**What to do**
Search the listing below for the string "index" and show each line that contains it.

**Dataset excerpt**
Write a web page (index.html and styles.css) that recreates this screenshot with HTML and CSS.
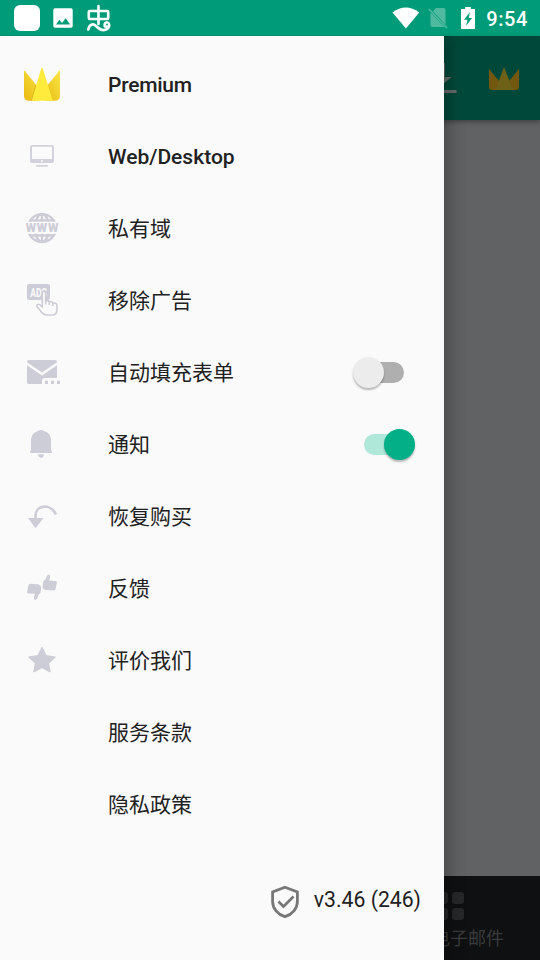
FILE: index.html
```html
<!DOCTYPE html>
<html lang="zh-CN">
<head>
<meta charset="utf-8">
<title>Menu</title>
<link rel="stylesheet" href="styles.css">
</head>
<body>
<div class="screen">
  <header class="status">
    <div class="status-left">
      <span class="app-tile"></span>
      <svg class="st-photo" width="20" height="20" viewBox="0 0 20 20"><path fill="#fff" fill-rule="evenodd" d="M2 .3h16q1.700 0 1.700 1.700v16q0 1.700-1.700 1.700H2Q.3 19.700.3 18V2Q.3.300 2 .3ZM3 16.500h14.300l-4.700-6.300-3.600 4.700-2.600-3.100Z"/></svg>
      <svg class="st-bug" width="26" height="28" viewBox="0 0 26 28"><g fill="none" stroke="#fff" stroke-width="2.600" stroke-linecap="round" stroke-linejoin="round"><path d="M12.500 2v18M3.800 7h17.400q1 0 1 1v6q0 1-1 1H3.800q-1 0-1-1v-6q0-1 1-1Z"/><path d="M2.300 25.500c1-5 4.700-6.500 7.700-3.500s7 5.500 11 3.200c3.500-2 2.600-7-1-6.500"/></g><circle cx="20.500" cy="21" r="3.200" fill="#fff"/><circle cx="21" cy="20.500" r="0.900" fill="#009c79"/></svg>
    </div>
    <div class="status-right">
      <svg width="28" height="22" viewBox="0 0 28 22"><path fill="#fff" d="M.5 5.400Q13.800-4.300 27.200 5.400L13.900 21.500Z"/></svg>
      <svg class="st-sim" width="20" height="22" viewBox="0 0 20 22"><path fill="#50baa1" d="M8 1h7.500q2 0 2 2v14.800L5 4.200ZM2.500 5.500 16.500 20H4.500q-2 0-2-2Z"/><path d="M.8 2 19 21" stroke="#50baa1" stroke-width="1.700"/></svg>
      <svg class="st-batt" width="14" height="22" viewBox="0 0 14 22"><path fill="#fff" d="M4.200 0h5.600v2H14v20H0V2h4.200Z"/><path fill="#009c79" d="M9 5 3 12.800h3.500L5 19l6-8H7.700Z"/></svg>
      <span class="clock">9:54</span>
    </div>
  </header>

  <main class="app">
    <div class="toolbar">
      <svg class="download" width="32" height="32" viewBox="0 0 32 32"><path fill="#676b69" d="M11.500 1h8.400v14H26.500L16 24 5.500 15h6ZM0 28h31q.7 0 .7.800v1.400q0 .8-.7.800H0Z"/></svg>
      <svg class="mini-crown" width="30" height="23" viewBox="0 0 30 23"><path fill="#72570f" d="M0 2 10 14 20 14 30 2V20q0 3-3 3H3q-3 0-3-3Z"/><path fill="#6c6117" d="M15 0 24 23H6.500Z"/></svg>
    </div>
    <div class="content"></div>
    <nav class="tabs">
      <div class="tab">
        <div class="tiles"><i></i><i></i><i></i><i></i></div>
        <span>电子邮件</span>
      </div>
    </nav>
  </main>

  <aside class="drawer">
    <ul class="menu">
      <li>
        <svg class="icon" viewBox="0 0 48 48"><defs><linearGradient id="gl" x1="0" y1="1" x2="0.700" y2="0"><stop offset="0" stop-color="#e9b90f"/><stop offset="1" stop-color="#f6dc3b"/></linearGradient><linearGradient id="gr" x1="0" y1="1" x2="1" y2="0"><stop offset="0" stop-color="#e8bb15"/><stop offset="1" stop-color="#fbe643"/></linearGradient></defs><path fill="url(#gl)" d="M6 11.500q0-1.300 1-.3L20 27v13.700H11q-5 0-5-5Z"/><path fill="url(#gr)" d="M42 11.500q0-1.300-1-.3L28 27v13.700h9q5 0 5-5Z"/><path fill="#c79c12" d="M17.700 25 20 27 14.500 40.700h-1.200Z"/><path fill="#ffeb3b" d="M23.200 8.600q.8-1.200 1.600 0L34.800 40.700H13.600Z"/></svg>
        <span class="strong tight">Premium</span>
      </li>
      <li>
        <svg class="icon" viewBox="0 0 48 48"><path fill="#d2d2dc" fill-rule="evenodd" d="M14 13h20q2 0 2 2v14q0 2-2 2H14q-2 0-2-2V15q0-2 2-2Zm0 1.800V27h20V14.800ZM24 28a1 1 0 1 0 .01 0ZM18.800 33h10.400q.8 0 .8.900t-.8.900H18.800q-.8 0-.8-.9t.8-.9Z"/></svg>
        <span class="strong">Web/Desktop</span>
      </li>
      <li>
        <svg class="icon" viewBox="0 0 48 48"><g fill="none" stroke="#cdcdd8" stroke-width="2.400"><circle cx="24" cy="24" r="13.900"/><ellipse cx="24" cy="24" rx="7" ry="14"/><path d="M24 10v28M12.500 16.500h23M12.500 31.500h23"/></g><path fill="#fafafa" d="M6 17.800h36v11.900H6Z"/><text class="www" x="7.700" y="27.800" textLength="32.700" lengthAdjust="spacing">WWW</text></svg>
        <span>私有域</span>
      </li>
      <li>
        <svg class="icon" viewBox="0 0 48 48"><rect x="9" y="8" width="23" height="16" rx="2" fill="#cdcdd8"/><text class="ads" x="12.300" y="20.600" textLength="16.600" lengthAdjust="spacingAndGlyphs">ADS</text><path fill="#fafafa" stroke="#cdcdd8" stroke-width="1.600" stroke-linejoin="round" d="M24.300 31V17q0-1.800 1.700-1.800t1.700 1.800V25q2.800-1 3.600.8 2.700-.9 3.500 1.200 4-.5 4.100 2.500v4.500q0 5-5 5h-5q-3.500 0-5.300-2.700L19 30.500q-.7-1.600.8-2.100 1.800-.5 3 1.300ZM27.700 25v3.500M31.300 26v3M34.800 27v3"/></svg>
        <span>移除广告</span>
      </li>
      <li>
        <svg class="icon" viewBox="0 0 48 48"><path fill="#cdcdd8" d="M11 12h26q2 0 2 2v.3L24 24.400 9 14.300V14q0-2 2-2ZM9 17.300 24 27.400 39 17.300V30H27q-3 0-3 3v3H11q-2 0-2-2ZM27 32.800h3V36h-3ZM33 32.800h3V36h-3ZM39 32.800h3V36h-3Z"/></svg>
        <span>自动填充表单</span>
        <div class="switch"><b></b></div>
      </li>
      <li>
        <svg class="icon" viewBox="0 0 48 48"><path fill="#cdcdd8" d="M13 30V20Q13.500 12.500 20 11q3-1.800 6 0 6.500 1.500 7 9v10l1 1.500q.3 1.500-1.500 1.500h-19q-1.800 0-1.500-1.500ZM20 34.300h6q-.4 3.400-3 3.400t-3-3.400Z"/></svg>
        <span>通知</span>
        <div class="switch on"><b></b></div>
      </li>
      <li>
        <svg class="icon" viewBox="0 0 48 48"><path fill="#cdcdd8" d="M10 26h15.400L17.700 36.200Z"/><path fill="none" stroke="#cdcdd8" stroke-width="2.600" d="M17.500 27v-3C17.500 12.500 32.500 11 38 22.500"/></svg>
        <span>恢复购买</span>
      </li>
      <li>
        <svg class="icon" viewBox="0 0 48 48"><path fill="#cdcdd8" d="M12.500 19.800 20 20.200q3 1.300 3.200 2.800l-.6 5.500q-2.600 2.500-3.700 6.300-1.300 1.800-2.700.8-.8-2.100.7-5.800l-6.700-.2q-1.300-.4-1.100-1.700l1.300-6.500q.3-1.600 2.100-1.600ZM35.700 26.600 27.500 26q-2.800-1-3-2.500l.6-5.800q3-2.400 4-6 1.200-1.700 2.700-.7.800 2-.5 5.400l6.500.5q1.300.4 1.100 1.700l-1.300 6.500q-.3 1.500-1.900 1.500Z"/></svg>
        <span>反馈</span>
      </li>
      <li>
        <svg class="icon" viewBox="0 0 48 48"><path fill="#cdcdd8" stroke="#cdcdd8" stroke-width="1.400" stroke-linejoin="round" d="m24 11.500 4 8.300 9 1.300-6.600 6.200 1.600 8.400-8-4.200-8 4.200 1.600-8.400L11 21.100l9-1.300Z"/></svg>
        <span>评价我们</span>
      </li>
      <li><i class="icon"></i><span>服务条款</span></li>
      <li><i class="icon"></i><span>隐私政策</span></li>
    </ul>
    <footer class="version">
      <svg width="28" height="34" viewBox="0 0 28 34"><g fill="none" stroke="#777" stroke-width="2.800"><path d="M14 2.300 26.400 7v9.500c0 7-5 12.800-12.400 15.200C6.600 29.300 1.600 23.500 1.600 16.500V7Z"/><path d="m7.500 16.500 5 5L22.500 11.500"/></g></svg>
      <span>v3.46 (246)</span>
    </footer>
  </aside>
</div>
</body>
</html>
```
FILE: styles.css
```css
* { box-sizing: border-box; }
body { margin: 0; font-family: Roboto, "Noto Sans CJK SC", sans-serif; }
svg { display: block; flex: none; }
.screen {
  position: relative;
  width: 540px;
  height: 960px;
  display: flex;
  flex-direction: column;
  overflow: hidden;
}
.status {
  height: 36px;
  flex: none;
  display: flex;
  justify-content: space-between;
  align-items: center;
  padding: 0 12px 0 14px;
  background: #009c79;
}
.status-left, .status-right { display: flex; align-items: center; }
.app-tile { width: 26px; height: 26px; border-radius: 6px; background: #fff; }
.st-photo { margin-left: 13px; }
.st-bug { margin-left: 13px; }
.st-sim { margin-left: 8px; }
.st-batt { margin: 0 11px 1px 13px; }
.clock {
  color: #fff;
  font-size: 20px;
  font-weight: 500;
  letter-spacing: 0.6px;
  line-height: 36px;
  padding-top: 1px;
}
.app { flex: 1; display: flex; flex-direction: column; background: #616264; }
.toolbar {
  height: 84px;
  display: flex;
  justify-content: flex-end;
  align-items: center;
  padding-right: 21px;
  background: #00493a;
  box-shadow: 0 2px 5px rgba(0, 0, 0, 0.35);
}
.download { margin-right: 32px; }
.mini-crown { margin-top: 1px; }
.content { flex: 1; }
.tabs {
  height: 84px;
  display: flex;
  justify-content: flex-end;
  padding-right: 36px;
  background: #0f1011;
}
.tab { display: flex; flex-direction: column; align-items: flex-start; padding-top: 16px; }
.tiles { display: grid; grid-template-columns: 12px 12px; gap: 4px; margin-left: 4px; }
.tiles i { height: 12px; border-radius: 3px; background: #252728; }
.tab span { margin-top: 7px; font-size: 18px; line-height: 24px; color: #393b3c; }
.drawer {
  position: absolute;
  left: 0;
  top: 36px;
  bottom: 0;
  width: 444px;
  display: flex;
  flex-direction: column;
  padding-top: 12px;
  background: #fafafa;
  box-shadow: 4px 0 16px rgba(0, 0, 0, 0.3);
  clip-path: inset(0 -30px 0 0);
}
.menu { list-style: none; margin: 0; padding: 0; }
.menu li {
  height: 72px;
  display: flex;
  align-items: center;
  padding: 0 29px 0 18px;
  font-size: 21px;
  color: #212121;
}
.menu span { flex: 1; line-height: 30px; padding-top: 1px; }
.menu .strong { font-weight: 500; }
.menu .tight { letter-spacing: -0.25px; }
.icon { width: 48px; height: 48px; margin-right: 42px; flex: none; }
.www { font: 900 12px Roboto, sans-serif; fill: #cdcdd8; }
.ads { font: 700 12px Roboto, sans-serif; fill: #fafafa; }
.switch {
  width: 40px;
  height: 21px;
  display: flex;
  align-items: center;
  margin-right: 11px;
  border-radius: 11px;
  background: #afafaf;
}
.switch b {
  width: 31px;
  height: 31px;
  flex: none;
  margin-left: -11px;
  border-radius: 50%;
  background: #ececec;
  box-shadow: 0 2px 2px rgba(0, 0, 0, 0.27);
}
.switch.on { background: #afe7d9; }
.switch.on b { margin-left: 20px; background: #02af87; }
.version {
  display: flex;
  align-items: center;
  justify-content: flex-end;
  gap: 15px;
  height: 34px;
  margin-top: 45px;
  padding-right: 23px;
  font-size: 21.2px;
  color: #212121;
}
.version span { line-height: 30px; margin-top: -4px; }
```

**Full response**
Write a web page (index.html and styles.css) that recreates this screenshot with HTML and CSS.
FILE: index.html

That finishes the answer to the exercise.